Seven Hampshire schools have been selected to increase their provision of placement for children with special needs and disabilities (SEND) in a move which could end up saving cash-strapped Hampshire County Council around £2.5 million.

Over the last few years, all local authorities with a statutory duty to provide school places have seen an increased demand within the SEND sector. According to Hampshire County Council data, the authority estimated that by 2030/31, around 28,000 children will have education, health and care plans (EHCPs) if unmitigated.

The council said demand has put extra pressure on local councils due to a lack of sufficient provision within Hampshire schools, which has led to an increase in placements within the independent and non-maintained sector (INMSS). With the expansion of the seven schools, the county council aims to build on “good quality” Hampshire school provision and meet the needs of children and young people within their local area.

By doing so, it will reduce the local authority’s dependence upon INMSS and will aim to “keep pupils as close to their home community as possible”.

The expansion will result in an extra 64 placements across seven schools in Lymington, Fleet, Andover, the New Forest, Totton, and Alresford.

The total revenue cost of £1.378m for the resourced provision places compares to an estimated £3.917m for the same number of places in independent and non-maintained special schools using the average SEND-only funded day placement cost.

By having the resourced provision, which allows SEND pupils to get extra support, in its school, the council hopes to avoid spending £2.539m.

Natalie Smith, children’s services assistant director, said: “We are all aware that there is a lack of sufficient specialist provision within Hampshire schools, which can lead to children having places in independent non-maintained schools, which are more expensive. The quality is more difficult to assure ourselves of, and often they are further away, so transport costs are higher, and children have to travel further.

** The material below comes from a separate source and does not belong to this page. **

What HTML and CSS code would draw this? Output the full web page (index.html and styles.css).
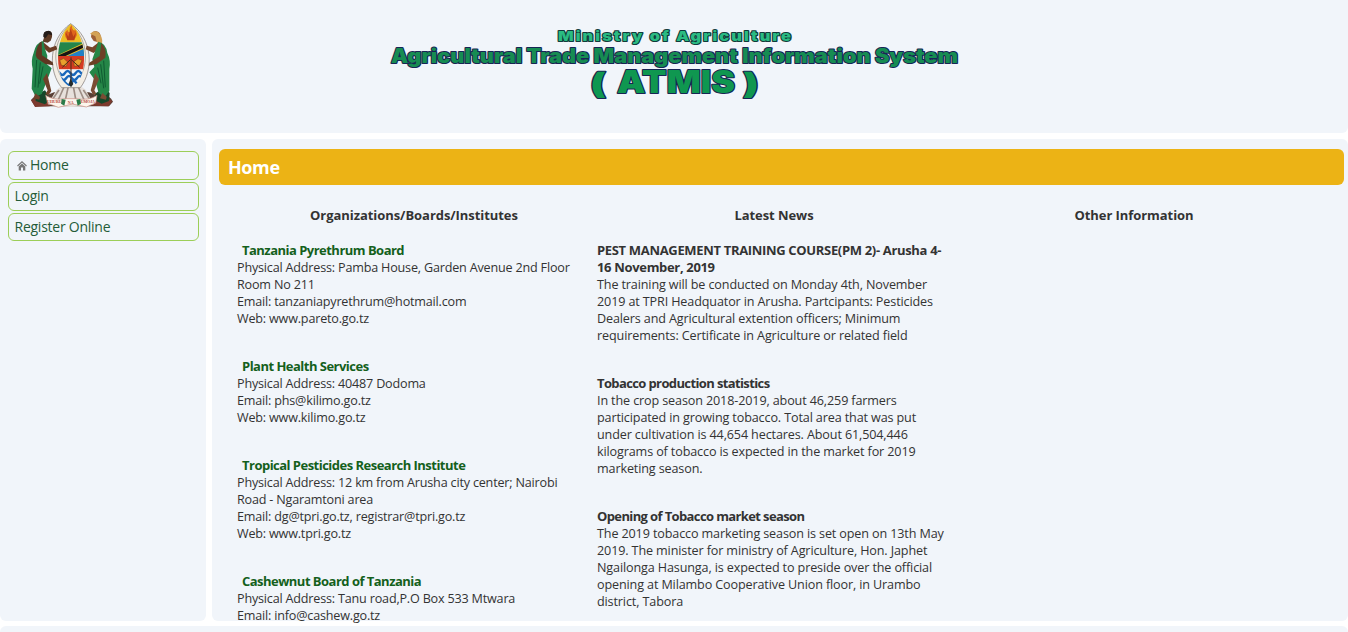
FILE: index.html
```html
<!DOCTYPE html>
<html lang="en">
<head>
<meta charset="utf-8">
<title>ATMIS</title>
<link rel="stylesheet" href="styles.css">
</head>
<body>
<header class="header">
<svg class="emblem" viewBox="0 0 315 300" aria-hidden="true">
  <path d="M36 255Q50 238 75 244L105 232H210L240 242Q270 236 282 260L270 274H48Z" fill="#593f35"/>
  <path d="M36 256l20-10 20 12 24-8-8 24-44 2zM214 250l24 6 24-10 18 12-12 16-48-2z" fill="#7d3a2e"/>
  <path d="M48 232l10-8 8 8 12-6 8 12 4 18-12 12-28-10zM228 236l12-8 10 6 12-10 10 10-2 24-22 8-20-10z" fill="#16472a"/>
  <path d="M113 224Q156 190 200 224L224 268Q156 284 86 268Z" fill="#e7e1dc"/>
  <path d="M120 225l-25 36M135 216l-24 54M148 214l-12 55M163 214l10 55M178 216l24 54M193 225l25 36" stroke="#9c8d85" stroke-width="5"/>
  <path d="M155 26C86 74 88 170 128 218H184C225 165 221 70 155 26Z" fill="#f3eee5" stroke="#77706d" stroke-width="2"/>
  <path d="M155 28C98 75 98 160 141 205" fill="none" stroke="#8b8983" stroke-width="2"/>
  <path d="M155 28C211 75 212 160 169 205" fill="none" stroke="#8b8983" stroke-width="2"/>
  <clipPath id="shield"><path d="M155 27C113 62 108 148 130 194Q142 211 156 216Q170 211 182 194C205 148 199 62 155 27Z"/></clipPath>
  <g clip-path="url(#shield)">
    <path d="M100 20h110v62H100z" fill="#edbd25"/>
    <path d="M100 82h110v42H100z" fill="#24854a"/>
    <path d="M210 82v42h-80z" fill="#237fc6"/>
    <path d="M108 124L202 80v18l-58 26z" fill="#e7c02b"/>
    <path d="M112 124L202 84v10l-64 30z" fill="#151515"/>
    <path d="M100 123h110v41H100z" fill="#d63b21"/>
    <path d="M100 163h110v55H100z" fill="#f4f6f7"/>
    <path d="M106 174q8-12 16 0t16 0 16 0 16 0 16 0 16 0M110 189q8-12 16 0t16 0 16 0 16 0 16 0M124 204q8-12 16 0t16 0 16 0 16 0" fill="none" stroke="#1766ba" stroke-width="7"/>
  </g>
  <path d="M145 74q-15-18 1-30-1 9 6 7-2-15 7-21-2 13 7 17l2-4q12 17-3 31z" fill="#df651c"/>
  <path d="M140 52l5 24h21l5-24-8 13-8-24-7 24z" fill="#b73d17"/>
  <path d="M122 136l12-6 12 11-4 13-15-3zM164 140l13-9 12 5-7 15-16 3z" fill="#e8a02c" stroke="#85421b" stroke-width="2"/>
  <path d="M156 127v82M130 157l24-23M182 157l-25-23" stroke="#472a18" stroke-width="3"/>
  <path d="M155 190l-6 17 7 10 7-10z" fill="#252b2b"/>
  <path d="M72 81l21 17 18-6 4 11-25 10-24-20z" fill="#6b3c24"/>
  <path d="M75 68q-4-20 13-20 14 1 11 18l-4 11-9 6-15-3z" fill="#5f3b25"/>
  <path d="M73 66q-2-19 16-19 11 2 10 14l-11-3-8 11z" fill="#241c19"/>
  <path d="M73 78q-22 4-29 35-9 23-3 48l-3 60 12 24 18-8 12-30 18-47-15-13 2-25-8-23z" fill="#228449"/>
  <path d="M68 79q-15 9-18 42l4 9 25 17 24 4-2-9-32-21z" fill="#5f3722"/>
  <path d="M53 135l-5 82M64 142l-7 76M72 154l-10 52" stroke="#0f5a31" stroke-width="3"/>
  <path d="M84 174l8 34 5 20-8 12-10-2 7-12-14-34zM49 235l14 10-2 9-18-4z" fill="#6f4129"/>
  <path d="M241 80l-21 17-17-5-3 11 24 11 23-20z" fill="#76452b"/>
  <path d="M216 66q0-18 14-18 16 2 15 20l-7 14-14-4z" fill="#9e6037"/>
  <path d="M213 56q19-15 30 2 10 15 5 34l-14-10-5-18z" fill="#d3a256"/>
  <path d="M238 80q23 4 27 34 11 22 6 48l0 66-14 18-18-12-11-38-17-24 15-16-6-23z" fill="#258647"/>
  <path d="M247 84q17 18 12 44l-26 19-24 5 2-9 31-20z" fill="#6d4026"/>
  <path d="M254 137l5 80M245 148l9 72M236 158l10 47" stroke="#0f5a31" stroke-width="3"/>
  <path d="M228 174l-8 34-5 18 7 13 11-1-7-12 14-34zM250 234l13 11-2 9-18-4z" fill="#7b4c34"/>
  <path d="M80 241q25 16 57 10l35 0q38 7 62-10l-4 23-28 12-42-9-42 10-32-12z" fill="#fcf6ed" stroke="#c98b7e" stroke-width="2"/>
  <path d="M128 252l12 2-4 18-10-6zM172 254l12-2 2 14-10 6z" fill="#2a7c49"/>
  <g class="motto"><text x="84" y="264" textLength="44">UHURU</text><text x="146" y="267" textLength="18">NA</text><text x="185" y="264" textLength="43">UMOJA</text></g>
</svg>
<svg class="banner" viewBox="0 0 600 90" role="img" aria-label="Agricultural Trade Management Information System">
  <text class="ministry" x="178" y="21" textLength="235" lengthAdjust="spacingAndGlyphs">Ministry of Agriculture</text>
  <text class="system" x="11" y="43" textLength="567" lengthAdjust="spacingAndGlyphs">Agricultural Trade Management Information System</text>
  <text class="acronym paren" x="210" y="74" textLength="16" lengthAdjust="spacingAndGlyphs">(</text>
  <text class="acronym" x="237" y="73" textLength="118" lengthAdjust="spacingAndGlyphs">ATMIS</text>
  <text class="acronym paren" x="363" y="74" textLength="16" lengthAdjust="spacingAndGlyphs">)</text>
</svg>
</header>
<div class="body">
<nav class="sidebar">
  <a class="item"><svg class="house" viewBox="0 0 10 10"><path d="M0.5 5L5 .8 9.5 5" fill="none" stroke="#777" stroke-width="1.1"/><path d="M1.7 5.4L5 2.6l3.3 2.8v4.1H6V6.5H4v3H1.7z" fill="#777"/></svg>Home</a>
  <a class="item">Login</a>
  <a class="item">Register Online</a>
</nav>
<main class="main">
  <h1 class="title">Home</h1>
  <div class="columns">
    <section class="column orgs">
      <h2 class="heading">Organizations/Boards/Institutes</h2>
      <article class="entry"><h3 class="name">Tanzania Pyrethrum Board</h3><p>Physical Address: Pamba House, Garden Avenue 2nd Floor<br>Room No 211<br>Email: tanzaniapyrethrum@hotmail.com<br>Web: www.pareto.go.tz</p></article>
      <article class="entry"><h3 class="name">Plant Health Services</h3><p>Physical Address: 40487 Dodoma<br>Email: phs@kilimo.go.tz<br>Web: www.kilimo.go.tz</p></article>
      <article class="entry"><h3 class="name">Tropical Pesticides Research Institute</h3><p>Physical Address: 12 km from Arusha city center; Nairobi<br>Road - Ngaramtoni area<br>Email: dg@tpri.go.tz, registrar@tpri.go.tz<br>Web: www.tpri.go.tz</p></article>
      <article class="entry"><h3 class="name">Cashewnut Board of Tanzania</h3><p>Physical Address: Tanu road,P.O Box 533 Mtwara<br>Email: info@cashew.go.tz</p></article>
    </section>
    <section class="column news">
      <h2 class="heading">Latest News</h2>
      <article class="entry"><h3 class="name course">PEST MANAGEMENT TRAINING COURSE(PM 2)- Arusha 4-<br>16 November, 2019</h3><p>The training will be conducted on Monday 4th, November<br>2019 at TPRI Headquator in Arusha. Partcipants: Pesticides<br>Dealers and Agricultural extention officers; Minimum<br>requirements: Certificate in Agriculture or related field</p></article>
      <article class="entry"><h3 class="name">Tobacco production statistics</h3><p>In the crop season 2018-2019, about 46,259 farmers<br>participated in growing tobacco. Total area that was put<br>under cultivation is 44,654 hectares. About 61,504,446<br>kilograms of tobacco is expected in the market for 2019<br>marketing season.</p></article>
      <article class="entry"><h3 class="name">Opening of Tobacco market season</h3><p>The 2019 tobacco marketing season is set open on 13th May<br>2019. The minister for ministry of Agriculture, Hon. Japhet<br>Ngailonga Hasunga, is expected to preside over the official<br>opening at Milambo Cooperative Union floor, in Urambo<br>district, Tabora</p></article>
    </section>
    <section class="column"><h2 class="heading">Other Information</h2></section>
  </div>
</main>
</div>
<footer class="footer"></footer>
</body>
</html>
```
FILE: styles.css
```css
* { box-sizing: border-box; }
body { margin: 0; height: 632px; overflow: hidden; background: #fff; color: #333; font: 13px/17px "Open Sans", "Noto Sans", sans-serif; }
h1, h2, h3, p { margin: 0; }
.header { display: flex; height: 133px; padding: 15px 0 0 19px; background: #f1f5fa; border-radius: 0 0 6px 6px; }
.emblem { width: 105px; height: 100px; }
.motto { font: bold 12px "Liberation Serif", serif; fill: #b4493d; }
.banner { width: 600px; height: 90px; margin: 5px 0 0 256px; }
.banner text { paint-order: stroke; stroke-linejoin: round; font-family: Inter, sans-serif; font-weight: 900; }
.ministry { font-size: 13.5px; letter-spacing: 1.7px; fill: #2abb82; stroke: #103b3b; stroke-width: 2px; }
.system { font-size: 19.5px; fill: #168c52; stroke: #172554; stroke-width: 2px; }
.acronym { font-size: 31px; fill: #0f9750; stroke: #172554; stroke-width: 2px; }
.paren { font-size: 29px; }
.body { display: flex; gap: 6px; height: 482px; margin-top: 6px; }
.sidebar { display: flex; flex-direction: column; gap: 2px; width: 206px; padding: 12px 7px 0 8px; background: #f1f5fa; border-radius: 6px; }
.item { display: flex; align-items: center; height: 29px; padding: 0 0 2px 5.5px; border: 1px solid #9cce58; border-radius: 6px; color: #245c38; font-size: 14px; letter-spacing: -0.25px; }
.item:last-child { height: 28px; }
.house { width: 10px; height: 10px; margin: 2px 3px 0 2.5px; }
.main { flex: 1; padding: 10px 4px 0 7px; background: #f1f5fa; border-radius: 6px; }
.title { height: 36px; padding: 0 0 0 9px; border-radius: 6px; background: #ecb315; color: #fff; font-size: 18px; line-height: 36px; letter-spacing: -0.4px; }
.columns { display: grid; grid-template-columns: repeat(3, 360px); padding: 22px 0 0 15px; }
.column { display: flex; flex-direction: column; white-space: nowrap; }
.heading { margin-bottom: 18px; font-size: 13px; line-height: 17px; text-align: center; letter-spacing: -0.06px; }
.entry { padding-left: 3px; margin-bottom: 31px; font-size: 12.6px; letter-spacing: -0.19px; }
.news .entry { letter-spacing: -0.13px; }
.name { font-size: 13px; line-height: 17px; letter-spacing: -0.52px; }
.news .name { letter-spacing: -0.62px; }
.news .course { letter-spacing: -0.33px; }
.orgs .name { padding-left: 5px; color: #14601c; }
.footer { height: 20px; margin-top: 5px; background: #f1f5fa; border-radius: 6px; }
```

“So we are keen to increase local provision.”

Councillor Steve Forster, executive member for education, said: “It is really good to see all of this coming forward. Potentially, they all allow for resourced provision to be delivered very quickly, predominantly before the next school year, September 2024.

“The whole point of this is, although some of these are small, they are low cost and speedily delivered, and they complement the work we are doing around other provisions for special education needs.”